There's an interesting anti-networking/web idea at work in some places. People are selling the idea of "Enterprise Portals". These folks aren't using the term portal ala AOL or MSN.com or something like that. These are sort of like silo-shaped information containers within an intranet, that are isolated from one another and from search engines. The idea (in the implementations I've seen) seems to be to break the web into pieces that are accessible only to people with proper credentials. Of course the capability to control access already exists using much finer tools that work on a site, page or document basis, rather than the "break the web into pieces" portal idea, but that doesn't seem to phase the people selling this idea.

Wikipedia has a brief explanation of the concept of Enterprise Portals.

Unless you have had an opportunity to see the harm these "Portals" can do to an intranet this discussion is pretty meaningless.

So I'll cut it short.

Here's how they work from one users perspective. Assume you (and thousands of other employees where you work) need access to a particular document to do your jobs.
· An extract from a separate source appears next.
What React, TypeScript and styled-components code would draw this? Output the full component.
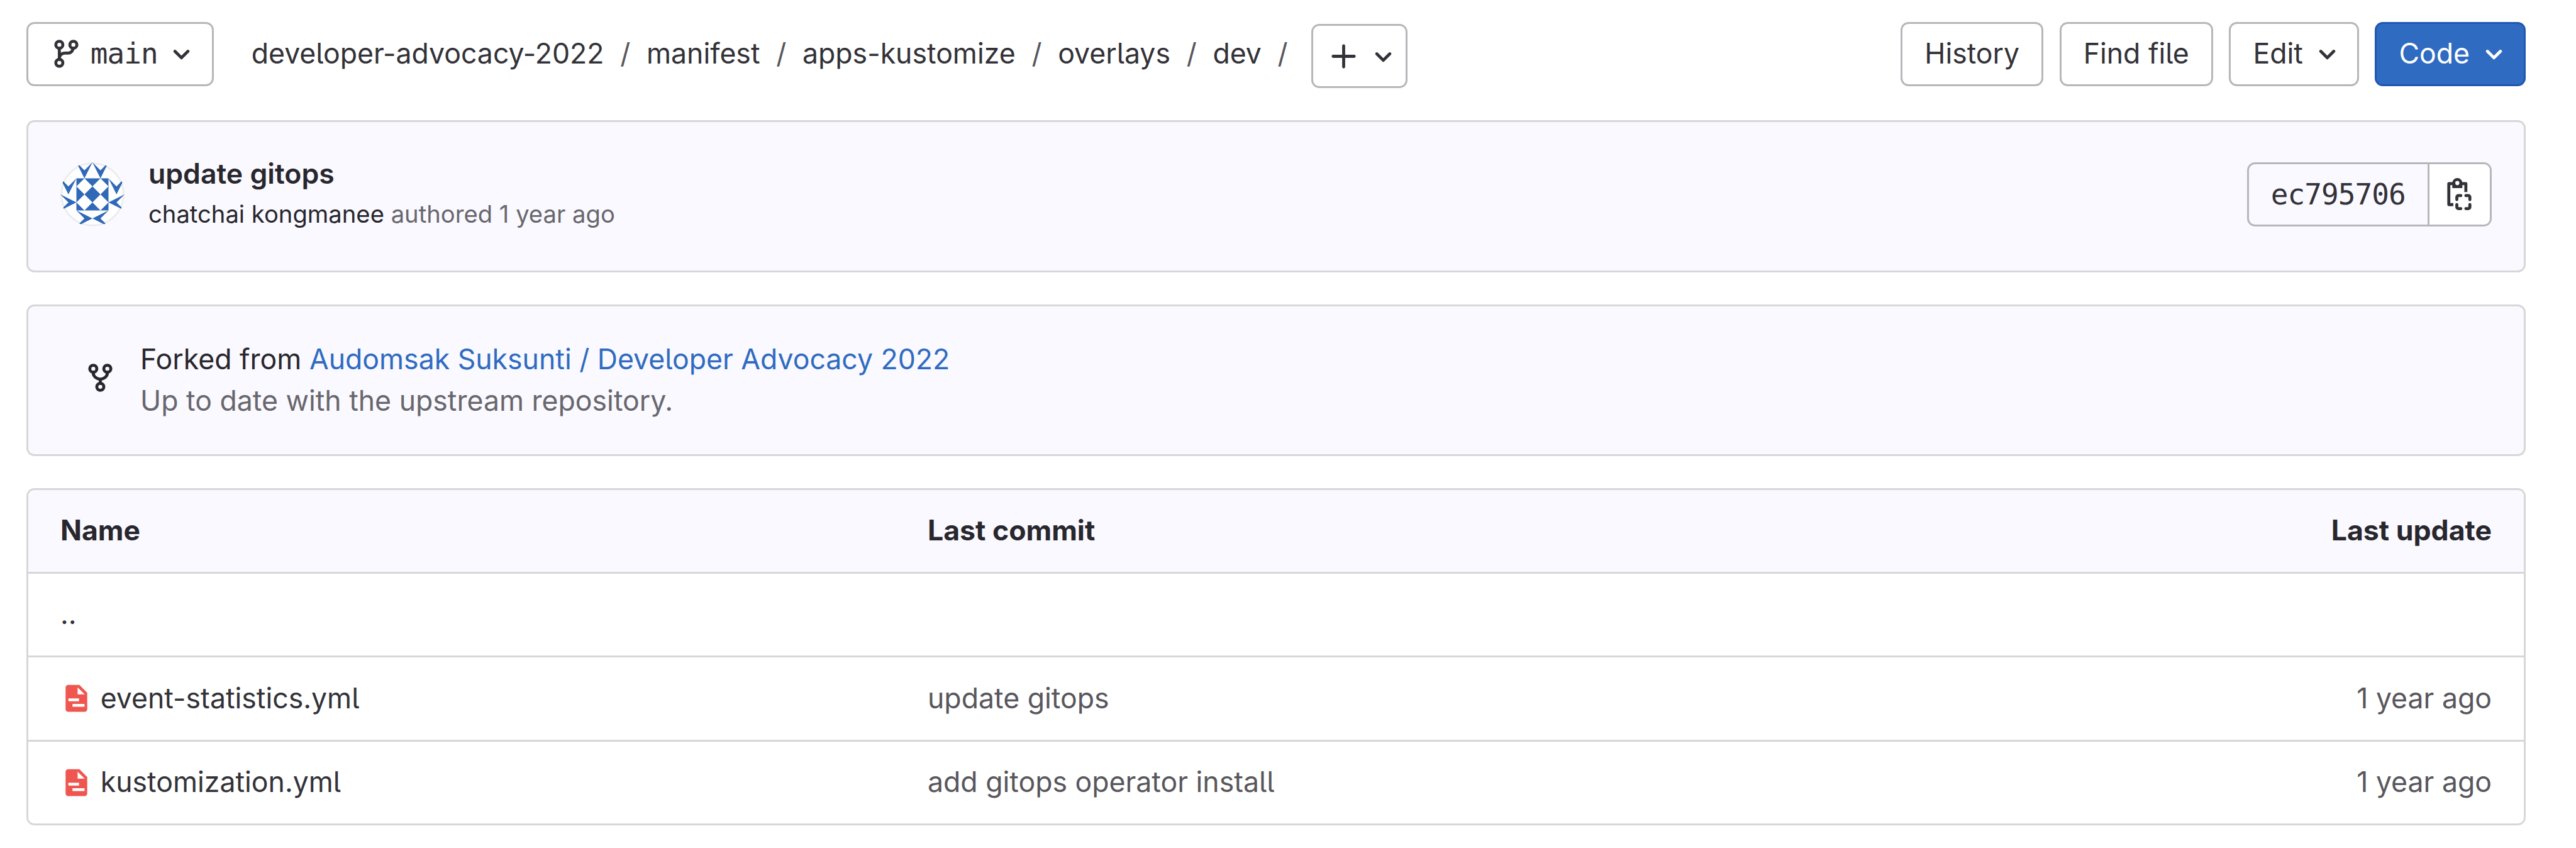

Depending on where you fit in you might look at that document every day or every week or at some longer interval. Prior to "portalization" you could "google" for that document or just bookmark it. After "portalization" Google can't find it and neither can you without a lot of digging inside portals that are very counter-intuitive. The most ridiculous part of it is once you find where the document is stored....you can once again bookmark it. You just can't use a search tool to find it, so you have to hope it stays where it was and nobody creates a better version somewhere else on your web. Multiply that one document by the thousands on your web, and number of people in your company, and you can start to see the productivity harm this concept causes.


It's amazing what you can sell with a good Powerpoint.